Molte sono state le riflessioni sul tema agricolo nella settimana che ha preceduto il G7 di Bergamo. Organizzazioni, imprenditori, mondo della ricerca e giovani si sono confrontati per tentare di definire il modello agricolo del futuro. L’approvazione di documenti strategici nel lungo periodo, come la Carta del Biologico o la Dichiarazione di Bergamo sui prodotti a Indicazione Geografica, ne sono esempi importanti.

Da questo dibattito emerge come l’Italia, a differenza di molti altri paesi, punti in maniera convinta a un pluralismo agricolo che metta insieme le capacità delle piccole imprese, le tradizioni culturali, le biodiversità, le tecnologie alimentari, il biologico, la grande industria alimentare e naturalmente i territori.

Un’agricoltura al plurale, una biodiversità di colture e di culture, di modelli di sviluppo e tipologie di aziende che a oggi offrono al mondo intero un serio punto di riferimento. In questi anni le politiche nazionali hanno cercato di far coesistere questa realtà diversificata all’interno di una logica di crescita economica e di tutela dei valori espressi da questo variegato contesto.
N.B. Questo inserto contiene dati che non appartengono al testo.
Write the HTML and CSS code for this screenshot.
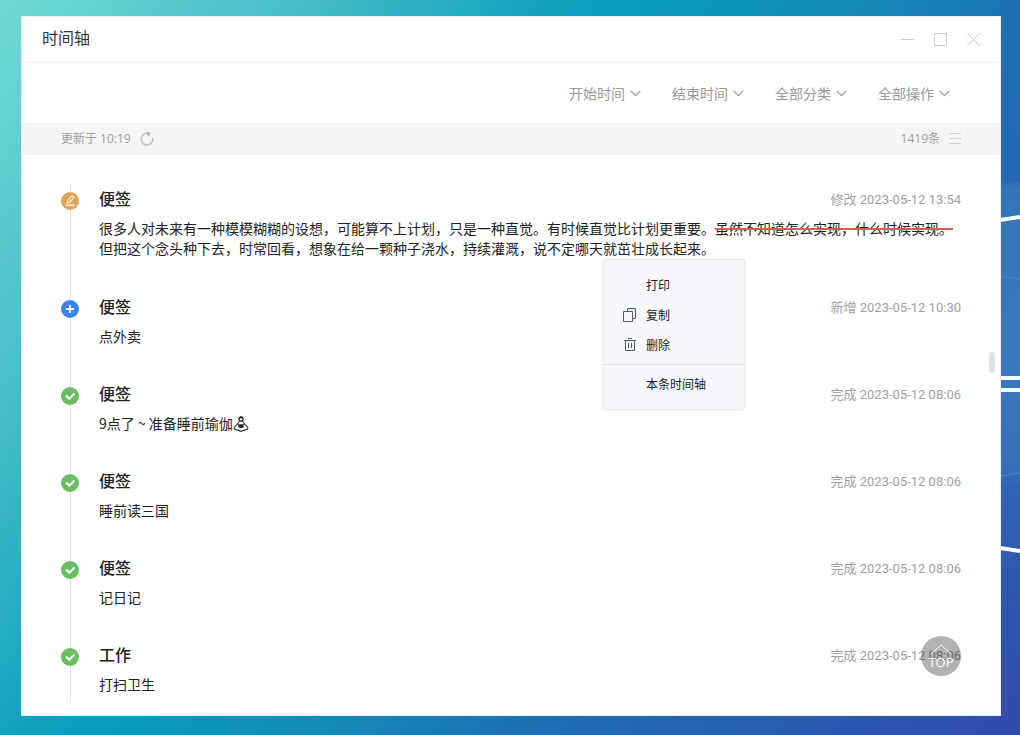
FILE: index.html
```html
<!DOCTYPE html>
<html lang="zh-CN">
<head>
<meta charset="utf-8">
<meta name="viewport" content="width=device-width, initial-scale=1">
<title>时间轴</title>
<link rel="stylesheet" href="styles.css">
</head>
<body class="desktop">
<svg class="streaks" viewBox="0 0 20 735" width="20" height="735" aria-hidden="true">
  <defs>
    <linearGradient id="side" x1="0" y1="0" x2="0" y2="1">
      <stop offset="0" stop-color="#1f70b3"/>
      <stop offset=".245" stop-color="#2169b4"/>
      <stop offset=".255" stop-color="#3475b8"/>
      <stop offset=".5" stop-color="#3c78bd"/>
      <stop offset=".64" stop-color="#386fba"/>
      <stop offset=".66" stop-color="#3064b4"/>
      <stop offset=".8" stop-color="#2d58ae"/>
      <stop offset="1" stop-color="#334bab"/>
    </linearGradient>
  </defs>
  <rect width="20" height="735" fill="url(#side)"/>
  <path d="M0 276l20 3M0 476l20-3" stroke="#4c88c6" stroke-width="1" fill="none"/>
  <path d="M0 220l20-3M0 548l20 3" stroke="#fff" stroke-width="4" fill="none"/>
  <path d="M0 378h20M0 390h20" stroke="#f4fcff" stroke-width="4" fill="none"/>
</svg>
<main class="window">
  <header class="titlebar">
    <h1 class="titlebar-name">时间轴</h1>
    <div class="controls">
      <button class="control" type="button" aria-label="最小化"><svg width="13" height="13" viewBox="0 0 13 13"><path d="M0 6.500h13"/></svg></button>
      <button class="control" type="button" aria-label="最大化"><svg width="13" height="13" viewBox="0 0 13 13"><path d="M.5.5h12v12H.5z"/></svg></button>
      <button class="control" type="button" aria-label="关闭"><svg width="13" height="13" viewBox="0 0 13 13"><path d="M.3.3l12.400 12.400M12.700.3L.3 12.700"/></svg></button>
    </div>
  </header>

  <form class="filters">
    <div class="filter"><select class="filter-select" aria-label="开始时间"><option>开始时间</option></select><svg class="chevron" width="11" height="7" viewBox="0 0 11 7"><path d="M.7.9l4.800 4.800L10.300.9"/></svg></div>
    <div class="filter"><select class="filter-select" aria-label="结束时间"><option>结束时间</option></select><svg class="chevron" width="11" height="7" viewBox="0 0 11 7"><path d="M.7.9l4.800 4.800L10.300.9"/></svg></div>
    <div class="filter"><select class="filter-select" aria-label="分类"><option>全部分类</option></select><svg class="chevron" width="11" height="7" viewBox="0 0 11 7"><path d="M.7.9l4.800 4.800L10.300.9"/></svg></div>
    <div class="filter"><select class="filter-select" aria-label="操作"><option>全部操作</option></select><svg class="chevron" width="11" height="7" viewBox="0 0 11 7"><path d="M.7.9l4.800 4.800L10.300.9"/></svg></div>
  </form>

  <div class="status">
    <span>更新于 10:19</span>
    <button class="status-button" type="button" aria-label="刷新"><svg width="14" height="14" viewBox="0 0 14 14"><path d="M12.600 5.400A5.900 5.900 0 1 1 7.600 1.300" fill="none" stroke="#c6c6c6" stroke-width="1.700"/><path d="M6 .2L10.800.6 8.600 4.400z" fill="#aaa"/></svg></button>
    <span class="status-count">1419条</span>
    <button class="status-button" type="button" aria-label="列表"><svg width="12" height="12" viewBox="0 0 12 12"><path d="M0 .5h12M0 5.500h12M0 10.500h12" stroke="#d3d3d3" fill="none"/></svg></button>
  </div>

  <ol class="timeline">
    <li class="entry entry-long">
      <svg class="marker" width="18" height="18" viewBox="0 0 18 18"><circle cx="9" cy="9" r="9" fill="#dea355"/><path d="M6 11l.5-2.300 4.300-4.500q.5-.5 1 0l.8.800q.5.5 0 1L8.300 10.500z" fill="none" stroke="#fff1dc" stroke-width="1.200"/><path d="M4.500 13.300h9" stroke="#fff1dc" stroke-width="1.500"/></svg>
      <div class="entry-main">
        <h2 class="entry-title">便签</h2>
        <p class="entry-text">很多人对未来有一种模模糊糊的设想，可能算不上计划，只是一种直觉。有时候直觉比计划更重要。<del class="struck">虽然不知道怎么实现，什么时候实现。</del><br>但把这个念头种下去，时常回看，想象在给一颗种子浇水，持续灌溉，说不定哪天就茁壮成长起来。</p>
      </div>
      <time class="entry-time">修改 2023-05-12 13:54</time>
    </li>
    <li class="entry">
      <svg class="marker" width="18" height="18" viewBox="0 0 18 18"><circle cx="9" cy="9" r="9" fill="#3984f5"/><path d="M9 5v8M5 9h8" stroke="#fff" stroke-width="1.800"/></svg>
      <div class="entry-main">
        <h2 class="entry-title">便签</h2>
        <p class="entry-text">点外卖</p>
      </div>
      <time class="entry-time">新增 2023-05-12 10:30</time>
    </li>
    <li class="entry">
      <svg class="marker" width="18" height="18" viewBox="0 0 18 18"><circle cx="9" cy="9" r="9" fill="#6abd63"/><path d="M5 8.400l3.300 3.300 5.200-5.200" fill="none" stroke="#fff" stroke-width="2.100"/></svg>
      <div class="entry-main">
        <h2 class="entry-title">便签</h2>
        <p class="entry-text">9点了 ~ 准备睡前瑜伽<svg class="yoga" width="16" height="16" viewBox="0 0 16 16" role="img" aria-label="瑜伽"><circle cx="8" cy="3" r="2.100" fill="#fff" stroke="#222" stroke-width="1.200"/><path d="M6 3Q6 .5 8 .5T10 3Q8 1.400 6 3z" fill="#222"/><path d="M6.500 5.200L5 7.500 1.400 11.200Q.6 13 2.500 13.400L8 15.300l5.500-1.900q1.900-.4 1.100-2.200L11 7.500 9.500 5.200z" fill="#fff" stroke="#333" stroke-width="1.100"/><path d="M4.600 8.200h6.800L10.300 10 11 11 8 12.200 5 11 5.700 10z" fill="#222"/></svg></p>
      </div>
      <time class="entry-time">完成 2023-05-12 08:06</time>
    </li>
    <li class="entry">
      <svg class="marker" width="18" height="18" viewBox="0 0 18 18"><circle cx="9" cy="9" r="9" fill="#6abd63"/><path d="M5 8.400l3.300 3.300 5.200-5.200" fill="none" stroke="#fff" stroke-width="2.100"/></svg>
      <div class="entry-main">
        <h2 class="entry-title">便签</h2>
        <p class="entry-text">睡前读三国</p>
      </div>
      <time class="entry-time">完成 2023-05-12 08:06</time>
    </li>
    <li class="entry">
      <svg class="marker" width="18" height="18" viewBox="0 0 18 18"><circle cx="9" cy="9" r="9" fill="#6abd63"/><path d="M5 8.400l3.300 3.300 5.200-5.200" fill="none" stroke="#fff" stroke-width="2.100"/></svg>
      <div class="entry-main">
        <h2 class="entry-title">便签</h2>
        <p class="entry-text">记日记</p>
      </div>
      <time class="entry-time">完成 2023-05-12 08:06</time>
    </li>
    <li class="entry">
      <svg class="marker" width="18" height="18" viewBox="0 0 18 18"><circle cx="9" cy="9" r="9" fill="#6abd63"/><path d="M5 8.400l3.300 3.300 5.200-5.200" fill="none" stroke="#fff" stroke-width="2.100"/></svg>
      <div class="entry-main">
        <h2 class="entry-title">工作</h2>
        <p class="entry-text">打扫卫生</p>
      </div>
      <time class="entry-time">完成 2023-05-12 08:06</time>
    </li>
  </ol>

  <div class="scroll-thumb"></div>

  <div class="menu" role="menu">
    <button class="menu-item" type="button" role="menuitem"><span class="menu-icon"></span>打印</button>
    <button class="menu-item" type="button" role="menuitem"><svg class="menu-icon" viewBox="0 0 14 14"><path d="M.5 3.500h9v10h-9zM4.500 3.500v-3h8v10h-3"/></svg>复制</button>
    <button class="menu-item" type="button" role="menuitem"><svg class="menu-icon" viewBox="0 0 14 14"><path d="M1 2.500h12M5 .5h4M2.500 2.500v10h9v-10M5.500 5v5M8.500 5v5"/></svg>删除</button>
    <hr class="menu-line">
    <button class="menu-item" type="button" role="menuitem"><span class="menu-icon"></span>本条时间轴</button>
  </div>

  <button class="to-top" type="button"><svg width="20" height="10" viewBox="0 0 20 10" aria-hidden="true"><path d="M.5 9.500L10 1l9.500 8.500" fill="none" stroke="#fff" stroke-width="1"/></svg>TOP</button>
</main>
</body>
</html>
```

FILE: styles.css
```css
* {
  box-sizing: border-box;
}

.desktop {
  display: flex;
  position: relative;
  margin: 0;
  min-height: 100vh;
  padding: 16px 19px 19px 21px;
  font-family: "Noto Sans CJK SC", sans-serif;
  font-size: 14px;
  line-height: 20px;
  color: #222;
  background: linear-gradient(126deg, #72dad3 0%, #40b9c7 22%, #14a3be 35%, #069bbe 41%, #1787b8 57%, #1f6cb4 70%, #334bab 100%);
}

.streaks {
  position: absolute;
  top: 0;
  right: 0;
}

.window {
  position: relative;
  flex: 1;
  display: flex;
  flex-direction: column;
  min-width: 0;
  background: #fff;
  border: 1px solid #eee;
}

button {
  padding: 0;
  border: 0;
  background: none;
  font: inherit;
  color: inherit;
}

.titlebar {
  display: flex;
  align-items: flex-start;
  justify-content: space-between;
  padding: 9px 20px 13px;
  border-bottom: 1px solid #eee;
}

.titlebar-name {
  margin: 0;
  font-size: 16px;
  line-height: 23px;
  font-weight: 400;
  color: #333;
}

.controls {
  display: flex;
  gap: 20px;
  padding-top: 7px;
}

.control {
  display: flex;
}

.control path {
  fill: none;
  stroke: #ccc;
}

.filters {
  display: flex;
  justify-content: flex-end;
  gap: 31px;
  padding: 20px 50px;
}

.filter {
  display: grid;
  align-items: center;
}

.filter-select {
  grid-area: 1 / 1;
  appearance: none;
  padding: 0 16px 0 0;
  border: 0;
  background: none;
  font: inherit;
  color: #999;
}

.chevron {
  grid-area: 1 / 1;
  justify-self: end;
  pointer-events: none;
  fill: none;
  stroke: #999;
  stroke-width: 1.3;
}

.status {
  display: flex;
  align-items: center;
  gap: 9px;
  padding: 6px 39px;
  background: #f5f5f5;
  font-family: "Open Sans", "Noto Sans CJK SC", sans-serif;
  font-size: 12px;
  color: #a0a0a0;
}

.status-button {
  display: flex;
}

.status-count {
  margin-left: auto;
}

.timeline {
  flex: 1;
  margin: 30px 39px 14px;
  padding: 1px 0 0;
  list-style: none;
  background: linear-gradient(#e2e2e2, #e2e2e2) 9px 0 / 1px 100% no-repeat;
}

.entry {
  display: flex;
  position: relative;
  gap: 20px;
  padding-bottom: 35px;
}

.entry-long {
  padding-bottom: 36px;
}

.entry:last-child {
  padding-bottom: 0;
}

.marker {
  flex: none;
  margin-top: 6px;
}

.entry-main {
  flex: 1;
}

.entry-title {
  margin: 0 0 8px;
  font-size: 16px;
  line-height: 24px;
  font-weight: 500;
}

.entry-text {
  margin: 0;
}

.struck {
  text-decoration: line-through 2px #d5604c;
}

.yoga {
  vertical-align: -3px;
}

.entry-time {
  position: absolute;
  top: 4px;
  right: 0;
  font-family: Roboto, "Noto Sans CJK SC", sans-serif;
  font-size: 13px;
  color: #a0a0a0;
}

.scroll-thumb {
  position: absolute;
  top: 335px;
  right: 5px;
  width: 6px;
  height: 21px;
  border-radius: 3px;
  background: #e1e1e1;
}

.menu {
  position: absolute;
  top: 243px;
  left: 582px;
  width: 140px;
  padding: 10px 0;
  background: #f6f8fb;
  border-radius: 2px;
  box-shadow: 0 0 3px rgba(0, 0, 0, .25);
  font-size: 12px;
}

.menu-item {
  display: flex;
  align-items: center;
  gap: 9px;
  width: 100%;
  height: 30px;
  padding: 0 19px;
}

.menu-icon {
  width: 14px;
  height: 14px;
  fill: none;
  stroke: #555c62;
}

.menu-line {
  margin: 4px 0;
  border: 0;
  border-top: 1px solid #dfe1e4;
}

.to-top {
  position: absolute;
  right: 39px;
  bottom: 39px;
  display: flex;
  flex-direction: column;
  align-items: center;
  width: 40px;
  height: 40px;
  padding-top: 8px;
  border-radius: 50%;
  background: rgba(0, 0, 0, .3);
  color: #fff;
  font-family: "Open Sans", sans-serif;
  font-size: 13px;
  line-height: 16px;
}
```
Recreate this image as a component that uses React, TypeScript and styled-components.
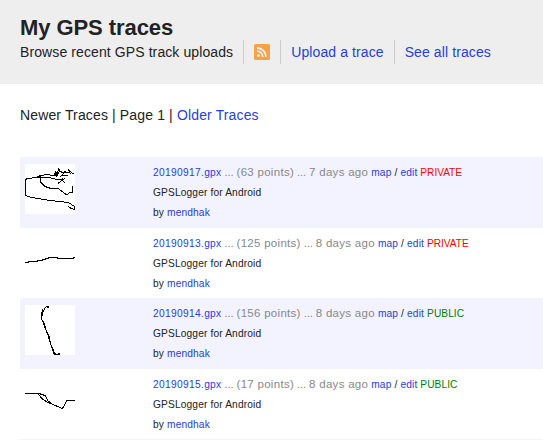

La strada che l’Italia traccia e porta in dote al dibattito del G7 è la possibile e reale convivenza fra piccolo e grande, fra tradizione e innovazione, fra industria e artigianato: un modello che tutti oggi ci invidiano e che può diventare uno strumento valido per la sicurezza alimentare, per ridurre lo spreco, per incrementare l’economia nei Paesi in via di sviluppo e rispettare di più l’ambiente.

Pluralismo agricolo è la sfida che l’Italia lancia al G7 per il futuro.